Menurut Eddy, terkait batas usia capres-cawapres yang dipersoalkan, KPU RI hanya menjalankan putusan MK. Sehingga, permasalahan batas usia tidak dipersoalkan kepada KPU, tetapi kepada MK.

"Dan yang terakhir, putusan MK dalam perkara a quo yang saat itu juga berlaku mempunyai kekuatan yang sama dengan undang-undang, di sini tentunya berlaku asas preferensi umum yang itu kita dapat pada semerter 1 di fakultas hukum di mana pun di dunia ini yaitu lex superior de logat legi inferior, bahwa peraturan yang lebih rendah tidak boleh bertentangan dengan peraturan yang lebih tinggi," tegas Eddy.

"Bahwa seketika pada saat putusan MK itu berlaku seketika itu juga dan ada peraturan di bawahnya yang bertentangan dengan peraturan yang lebih tinggi, maka sesungguhnya sifat peraturan yang di bawahnya itu bukannya dapat dimintakan pembatalan tapi dia bersifat batal demi hukum," sambungnya.
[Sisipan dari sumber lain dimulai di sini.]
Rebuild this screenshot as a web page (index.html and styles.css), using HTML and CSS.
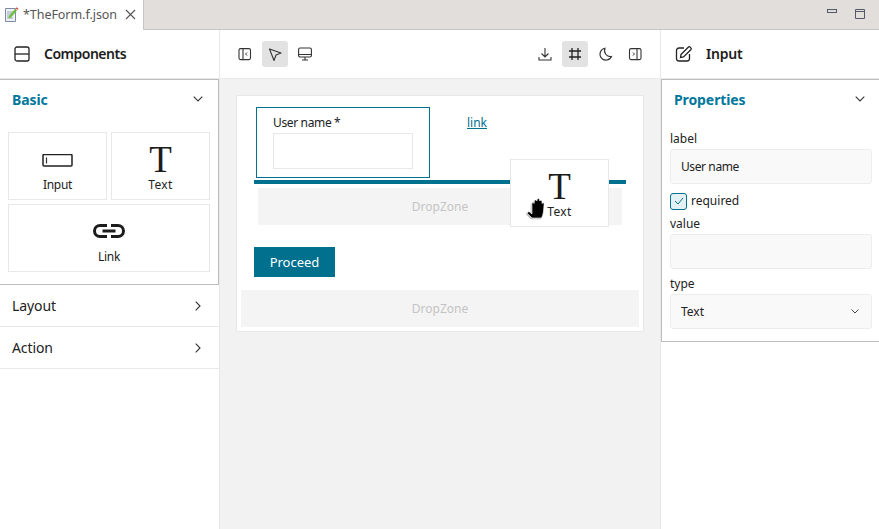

Oleh karena itu, Eddy menegaskan seharusnya keabsahan pencalonan Prabowo-Gibran sudah selesai. Sehingga tidak perlu diperdebatkan secara berkepanjangan.

"Dengan demikian dalil terkait keabsashan pasangan calon Prabowo Subianto dan Gibran Rakabuming Raka itu sebetulnya sudah clos the case," pungkas Eddy.

Dalam sidang PHPU atau sengketa Pilpres 2024 hari ini, Tim pembela Prabowo-Gibran menghadirkan delapan ahli dan enam saksi dalam sidang. Mereka antara lain mantan Wamenkumham Eddy Hiariej, Guru Besar Ilmu Konstitusi Universitas Pakuan, Andi muhannad Asrun; pakar hukum, Abdul Khair Ramadhan; Guru Besar Fakultas Hukum Universitas Hasanuddin, Aminuddin Ilmar; pakar hukum tata negara, Margarito Kamis; Dekan Fakultas Manajemen Pemerintahan IPDN, Khalilul Khairi; pendiri lembaga survei Cyrus Network, Hasan Hasbi; dan Direktur Eksekutif Indo Baroemeter, Muhammad Qodari.

Sedangkan, enam saksi yang dihadirkan yakni Gani Muhammad (Pj Wali Kota Bekasi); Andi Bataralifu (Pj Bupati Wajo); Ahmad Doli Kurnia Tanjung (Ketua Komisi II DPR); Suprianto; H. Abdul Wahid; Ace Hasan Sadili (Ketua DPD Golkar Jawa Barat).